1_407812392l.jpg

PEMIMPIN FEODAL-KAH DIMYATI NATAKUSUMAH..??

Pemimpin bergaya feodal Cenderung menjadi otoriter. Mereka mendefinisikan pemimpin sebagai pribadi yang memiliki kekuasaan. Pola kepemimpinan seperti ini sangat membudaya di Indonesia. Pemimpin otoriter-feodalistik ini beranggapan bahwa sumber kekuasaanya berasal dari kekuasaan yang lebih tinggi, bukan dari masyarakat yang harus dilayani. Sumber tersebut bisa berasal tokoh agama atau partai yang lebih tinggi daripada lembaga yang dipimpinnya.
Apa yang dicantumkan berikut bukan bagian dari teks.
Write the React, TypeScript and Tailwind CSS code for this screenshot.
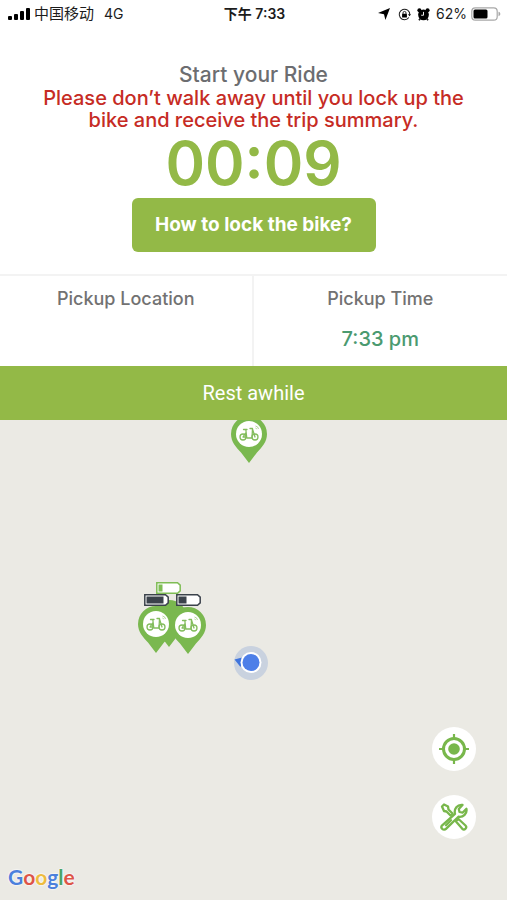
import clsx from "clsx";

function SignalIcon(): React.JSX.Element {
  return (
    <svg className="h-3 w-[22px]" viewBox="0 0 22 12" aria-hidden="true">
      <rect x="0" y="8" width="4" height="4" rx="1" />
      <rect x="6" y="6" width="4" height="6" rx="1" />
      <rect x="12" y="3" width="4" height="9" rx="1" />
      <rect x="18" y="0" width="4" height="12" rx="1" />
    </svg>
  );
}

function StatusBar(): React.JSX.Element {
  return (
    <header className="grid h-7 grid-cols-[1fr_auto_1fr] items-center bg-white pl-2 pr-1.5 font-['Inter','Noto_Sans_CJK_SC',sans-serif] text-[15px] leading-5 text-[#1c1c1c]">
      <div className="flex items-center">
        <SignalIcon />
        <span className="ml-1">中国移动</span>
        <span className="ml-2.5 text-sm">4G</span>
      </div>
      <div className="text-sm font-semibold">下午 7:33</div>
      <div className="flex items-center justify-end gap-1.5">
        <svg className="size-3" viewBox="0 0 12 12" aria-hidden="true">
          <path d="M12 0 7.400 12 6 6.200 0 5Z" />
        </svg>
        <svg className="ml-0.5 size-[13px]" viewBox="0 0 14 14" aria-hidden="true">
          <path
            d="M11.7 10.2A5.7 5.7 0 1 1 12.7 7"
            fill="none"
            stroke="currentColor"
            strokeWidth="1.1"
          />
          <path d="M10.8 6.6h3.2l-1.6 2.2Z" />
          <rect x="4.4" y="6.3" width="5.2" height="3.9" rx=".6" />
          <path
            d="M5.4 6.5V5.3a1.6 1.6 0 0 1 3.2 0v1.2"
            fill="none"
            stroke="currentColor"
            strokeWidth="1"
          />
        </svg>
        <svg className="size-[13px]" viewBox="0 0 14 14" aria-hidden="true">
          <circle cx="7" cy="7.4" r="5.8" />
          <circle cx="2.6" cy="2.5" r="2.2" />
          <circle cx="11.4" cy="2.5" r="2.2" />
          <path
            d="m3.6 11.3-1.5 2M10.4 11.3l1.5 2"
            stroke="currentColor"
            strokeWidth="1.8"
          />
          <path d="M7 4.2v3.6H4.5" fill="none" stroke="#fff" strokeWidth="1" />
        </svg>
        <span className="-mr-0.5 text-sm">62%</span>
        <svg className="h-[14px] w-[30px]" viewBox="0 0 30 14" aria-hidden="true">
          <rect
            x=".8"
            y=".8"
            width="25.4"
            height="12.4"
            rx="3.5"
            fill="none"
            stroke="#a8a8a8"
            strokeWidth="1.2"
          />
          <rect x="2.5" y="2.5" width="14" height="9" rx="1.5" />
          <path d="M27.5 4.8c2.4.6 2.4 3.8 0 4.4Z" fill="#a8a8a8" />
        </svg>
      </div>
    </header>
  );
}

function PinShape(): React.JSX.Element {
  return (
    <path
      d="M18 0a18 18 0 0 1 18 18c0 8-5 13-10 18.500L18 47l-8-10.500C5 31 0 26 0 18A18 18 0 0 1 18 0Z"
      fill="#7ab84f"
    />
  );
}

function BikePin({ className }: { readonly className: string }): React.JSX.Element {
  return (
    <svg
      className={clsx("absolute h-[47px] w-9", className)}
      viewBox="0 0 36 47"
      fill="none"
      role="img"
      aria-label="Bike"
    >
      <PinShape />
      <circle cx="18" cy="18" r="13" fill="#fff" />
      <g
        stroke="#83bd5d"
        strokeWidth="1.300"
        strokeLinecap="round"
        strokeLinejoin="round"
      >
        <circle cx="12" cy="21" r="3" />
        <circle cx="24" cy="21" r="3" />
        <path d="M12 21h2.500l1.500 1h5l.5-9.500h-2.500M15.800 22l-1-8.500M12.500 13.500h3.500M21.500 13l2.500 8M12 21l3-4.500" />
      </g>
      <path
        d="M24.500 10a3.500 3.500 0 0 1 3 3M24.500 12a1.500 1.500 0 0 1 1.200 1.200"
        stroke="#a8d08f"
        strokeWidth=".9"
      />
    </svg>
  );
}

function PlainPin({ className }: { readonly className: string }): React.JSX.Element {
  return (
    <svg
      className={clsx("absolute h-[47px] w-9", className)}
      viewBox="0 0 36 47"
      aria-hidden="true"
    >
      <PinShape />
    </svg>
  );
}

function BikeBattery({
  className,
  fillWidth,
}: {
  readonly className: string;
  readonly fillWidth: number;
}): React.JSX.Element {
  return (
    <svg
      className={clsx("absolute h-3 w-[25px]", className)}
      viewBox="0 0 25 12"
      aria-hidden="true"
    >
      <path
        d="M.8.8h20.700l2.700 2.400v5.600l-2.700 2.400H.8Z"
        fill="#fff"
        stroke="currentColor"
        strokeWidth="1.500"
      />
      <rect x="2.500" y="2.500" width={fillWidth} height="7" fill="currentColor" />
    </svg>
  );
}

function UserDot(): React.JSX.Element {
  return (
    <svg
      className="absolute left-[233px] top-[225px] size-9"
      viewBox="0 0 36 36"
      role="img"
      aria-label="Your location"
    >
      <circle cx="18" cy="18" r="17" fill="#c9d2df" />
      <path d="M1.500 14.500 11 12l-3.500 10Z" fill="#3f74dc" />
      <circle cx="18" cy="17.500" r="10.500" fill="#fff" />
      <circle cx="18" cy="17.500" r="8.500" fill="#4d7fe8" />
    </svg>
  );
}

function LocateIcon(): React.JSX.Element {
  return (
    <svg className="size-[30px]" viewBox="0 0 30 30" fill="none" aria-hidden="true">
      <circle cx="15" cy="15" r="10.500" stroke="#78b74b" strokeWidth="3" />
      <circle cx="15" cy="15" r="5.800" fill="#78b74b" />
      <path
        d="M15 0v5M15 25v5M0 15h5M25 15h5"
        stroke="#78b74b"
        strokeWidth="2.200"
      />
    </svg>
  );
}

function ToolsIcon(): React.JSX.Element {
  return (
    <svg
      className="size-7"
      viewBox="0 0 28 28"
      fill="none"
      stroke="#78b74b"
      strokeWidth="2.300"
      strokeLinejoin="round"
      strokeLinecap="round"
      aria-hidden="true"
    >
      <path d="M2 3.500 4 1.500 8 3.500 8.500 6.500 12.500 10.500 10.500 12.500 6.500 8.500 4 8Z" />
      <path d="M16 18.500 18.500 16 25.500 22.500a2.300 2.300 0 0 1-3.200 3.300Z" />
      <path d="M2.200 22.300 15 10.800c-1.300-4.800 2.400-9.500 7.500-8.800l-3.700 4 .7 3 3 .7 3.900-3.900c1 4.800-3.200 8.900-8 7.900L6 25.900a2.600 2.600 0 0 1-3.800-3.600Z" />
      <path d="m6 22.300 5-5" />
    </svg>
  );
}

function GoogleMark(): React.JSX.Element {
  return (
    <div className="absolute bottom-[7px] left-2 font-['Lato',sans-serif] text-[21px] font-bold leading-8 text-[#4b80dc] [text-shadow:0_0_2px_#fff,0_0_2px_#fff]">
      G<span className="text-[#dd5548]">o</span>
      <span className="text-[#eebc3f]">o</span>g
      <span className="text-[#4ba565]">l</span>
      <span className="text-[#dd5548]">e</span>
    </div>
  );
}

export default function App(): React.JSX.Element {
  return (
    <div className="flex min-h-screen flex-col bg-white font-['Inter',sans-serif]">
      <StatusBar />
      <main className="flex flex-1 flex-col">
        <section className="flex flex-col items-center px-8 pb-[22px] pt-[35px] text-center">
          <h1 className="text-[21px] font-medium leading-6 text-[#6c6d70]">
            Start your Ride
          </h1>
          <p className="text-xl font-medium leading-[22px] text-[#c62b24]">
            Please don’t walk away until you lock up the
            <br />
            bike and receive the trip summary.
          </p>
          <div className="mb-0.5 text-[60px] font-semibold leading-[65px] text-[#93b947]">
            00:09
          </div>
          <button
            type="button"
            className="h-[54px] w-[244px] rounded-md bg-[#93b947] text-[19px] font-bold text-white"
          >
            How to lock the bike?
          </button>
        </section>
        <section className="grid grid-cols-2 divide-x-2 divide-[#f3f3f3] border-t-2 border-[#f3f3f3] text-center">
          <div className="h-[90px] pt-[11px]">
            <h2 className="text-lg font-medium leading-6 text-[#727272]">
              Pickup Location
            </h2>
          </div>
          <div className="h-[90px] pt-[11px]">
            <h2 className="text-lg font-medium leading-6 text-[#727272]">
              Pickup Time
            </h2>
            <p className="mt-4 text-xl font-medium leading-6 text-[#4b9a70]">
              7:33 pm
            </p>
          </div>
        </section>
        <button
          type="button"
          className="h-[54px] w-full bg-[#93b947] font-['Roboto',sans-serif] text-xl text-white"
        >
          Rest awhile
        </button>
        <section className="relative flex-1 overflow-hidden bg-[#ebeae4]" aria-label="Map">
          <BikePin className="-top-1 left-[231px]" />
          <PlainPin className="left-[151px] top-[180px]" />
          <BikePin className="left-[138px] top-[186px]" />
          <BikePin className="left-[170px] top-[187px]" />
          <BikeBattery className="left-[156px] top-[162px] text-[#7fbd55]" fillWidth={4} />
          <BikeBattery className="left-[144px] top-[174px] text-[#3b424b]" fillWidth={17} />
          <BikeBattery className="left-[176px] top-[174px] text-[#3b424b]" fillWidth={8} />
          <UserDot />
          <div className="absolute bottom-[61px] right-[31px] flex flex-col gap-6">
            <button
              type="button"
              aria-label="Find my location"
              className="flex size-11 items-center justify-center rounded-full bg-white"
            >
              <LocateIcon />
            </button>
            <button
              type="button"
              aria-label="Report a problem"
              className="flex size-11 items-center justify-center rounded-full bg-white"
            >
              <ToolsIcon />
            </button>
          </div>
          <GoogleMark />
        </section>
      </main>
    </div>
  );
}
Pengabdian pemimpin ini bukanlah kepada masyarakat atau bawahan yang dipimpinnya, tetapi kepada struktur atau orang-orang yang dia anggap memiliki kekuasaan yang lebih besar. Semakin besar kekuasaan yang dimiliki, semakin tinggi pula kedudukannya dalam suatu strata atau struktur. Di sini jelas, bahwa pemimpin jenis ini memandang orang atas dasar besarnya kekuasaan yang dimiliki.

Orang dikelompokkan ke dalam strata-strata, sebuah pandangan khas dari paham feodalisme. Pandangan feodalisme ini melahirkan pribadi-pribadi pemimpin dengan karakteristik, ‘menjilat ke atas, menginjak ke bawah’ atau “politik belah bambu”.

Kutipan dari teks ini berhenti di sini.